I can tell you that this world that we live in here in Suburbia of the ATL has been a jolt to the system over the last couple weeks. New artifacts have popped into our collective psyche, much like mood rings and disco balls did thirty years ago. Plastic bags on gas nozzles, Kroger traffic cops directing drivers through a maze in their parking lot to get to the pumps, numbers vacated from the signage at service stations (the sign that no fuel is available), snaking lines into traffic where there is fuel, abandoned cars in line for when fuel returns. The excuse du jour for missing any event is lack of fuel.
I don’t think you can truly understand what it’s like unless you experience it for yourself. This is a life-changing crisis that we’re in the midst of, life-changing in that it has quickly changed personal and collective behavior seemingly overnight. It gives me a sense of what happens during wars, how you simply have to adjust to new realities and rules of society and life.
Add the catastrophic breakdown of the financial system to this, and we’re in the toughest America since at least 9/11, probably the toughest in my adult life, and possibly the toughest in my life. One of the reasons the VP debates are being so eagerly anticipated is that people want a release from all this. I watched some of the first Presidential debate on Friday, and it became clear to me that both of the candidates understood that this job one of them will take on will hardly be a rah-rah position. He and we are faced with an America in even worse shape than we were in six months ago, and there will be no simple path for us.
I’m working on ideas for what happens next for people like us. What will America be going forward. Here are a couple of glimpses. First, the citizenry has now been unleashed upon Congress like no time in its history. The news clips of staffers and Congressmen holding up the stacks of printed emails shows that this crisis has now trained common Americans in how to proactively communicate with their Congressmen. There will be no turning back from this, and it will become increasingly important how these officials collect and analyze the views of citizens in making their own decisions. Blanket emails to Washington have been growing in popularity, but this pushes us into a new frontiers of interaction with the masses rather than just the talk radio listeners.

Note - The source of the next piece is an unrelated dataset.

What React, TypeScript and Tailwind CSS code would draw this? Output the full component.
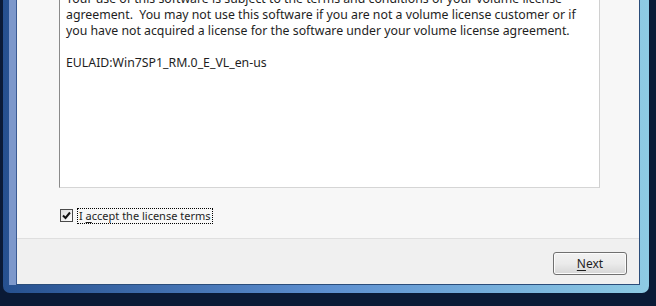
import type { FC } from 'react';

const font = { fontFamily: '"Noto Sans", "Open Sans", sans-serif' };

const CheckBox: FC = () => (
    <div className="flex h-[13px] w-[13px] items-center justify-center border border-[#4a4a4a] bg-gradient-to-br from-[#dcdcdc] to-[#ffffff]">
        <svg width="9" height="9" viewBox="0 0 9 9">
            <path d="M1 4.5 L3.5 7 L8 1.5" fill="none" stroke="#111" strokeWidth="2" />
        </svg>
    </div>
);

const App: FC = () => {
    return (
        <div className="flex h-[306px] w-[656px] flex-col overflow-hidden bg-[#0a1a36] pb-[13px] pl-[3px] pr-[7px]" style={font}>
            {/* window frame */}
            <div className="flex flex-1 flex-col rounded-b-[7px] bg-gradient-to-r from-[#26508f] via-[#5d8fd0] to-[#8ecbe4] pb-[8px] pl-[6px] pr-[9px]">
                <div className="flex flex-1 flex-col border-l-[7px] border-[#7d98cb]">
                    <div className="flex flex-1 flex-col border-b border-r border-[#2b4d7a] border-l border-l-[#3a5a92] bg-[#f7f7f7]">
                        {/* license text box */}
                        <div className="flex pl-[42px] pr-[39px]">
                            <div className="h-[188px] flex-1 overflow-hidden border-b border-l border-r border-b-[#d5d5d5] border-l-[#8a8a8a] border-r-[#d0d0d0] bg-white pl-[6px]">
                                <div className="-mt-[9px] text-[12.3px] leading-[16px] text-[#1e1e1e]">
                                    <p>Your use of this software is subject to the terms and conditions of your volume license</p>
                                    <p className="whitespace-pre">agreement.  You may not use this software if you are not a volume license customer or if</p>
                                    <p>you have not acquired a license for the software under your volume license agreement.</p>
                                    <p className="mt-[16px]">EULAID:Win7SP1_RM.0_E_VL_en-us</p>
                                </div>
                            </div>
                        </div>

                        {/* accept row */}
                        <div className="flex flex-1 items-start gap-[4px] pl-[43px] pt-[20px]">
                            <div className="pt-[1px]">
                                <CheckBox />
                            </div>
                            <span className="border border-dotted border-black px-[1px] text-[11px] leading-[14px] text-[#1e1e1e]">
                                I <span className="underline underline-offset-2">a</span>ccept the license terms
                            </span>
                        </div>

                        {/* button bar */}
                        <div className="flex h-[46px] justify-end border-t border-[#dfdfdf] bg-[#f0f0f0] pr-[12px] pt-[13px]">
                            <button className="h-[23px] w-[74px] rounded-[3px] border border-[#707070] bg-gradient-to-b from-[#f2f2f2] via-[#ebebeb] to-[#d6d6d6] text-[12px] text-[#1e1e1e] shadow-[inset_0_0_0_1px_#fcfcfc]">
                                <span className="underline underline-offset-2">N</span>ext
                            </button>
                        </div>
                    </div>
                </div>
            </div>
        </div>
    );
};

export default App;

Another example seemingly distant from all of this is the education of our children. Resources available to educate our children should decline in the next decade as government revenue declines, discretionary income for private education declines, and monies for educational infrastructure collapses. Capable parents will need to take even more ownership of the intellectual advancement of their own children. This may include some level of home schooling regardless of where their child attends school. I’m a big advocate of public education, and we’re fortunate to live in a district whose high school ranks #3 in the state in SAT scores. I’m skeptical of how this can be sustained as job losses accelerate over the next two years.
If you haven’t already, take a hard look at your finances, including your assets and debts. Work aggressively on contingency plans if your own situation deteriorates. I’m hoping I’ll collect some wisdom over the next week, but please don’t wait for that. Become an expert on your own finances.
Tags: economic crisis, Mad Max
October 3rd, 2008 at 3:58 am
Nice insight. We are in similar state of mind of early 70’s where war was still raging and economy was tanking.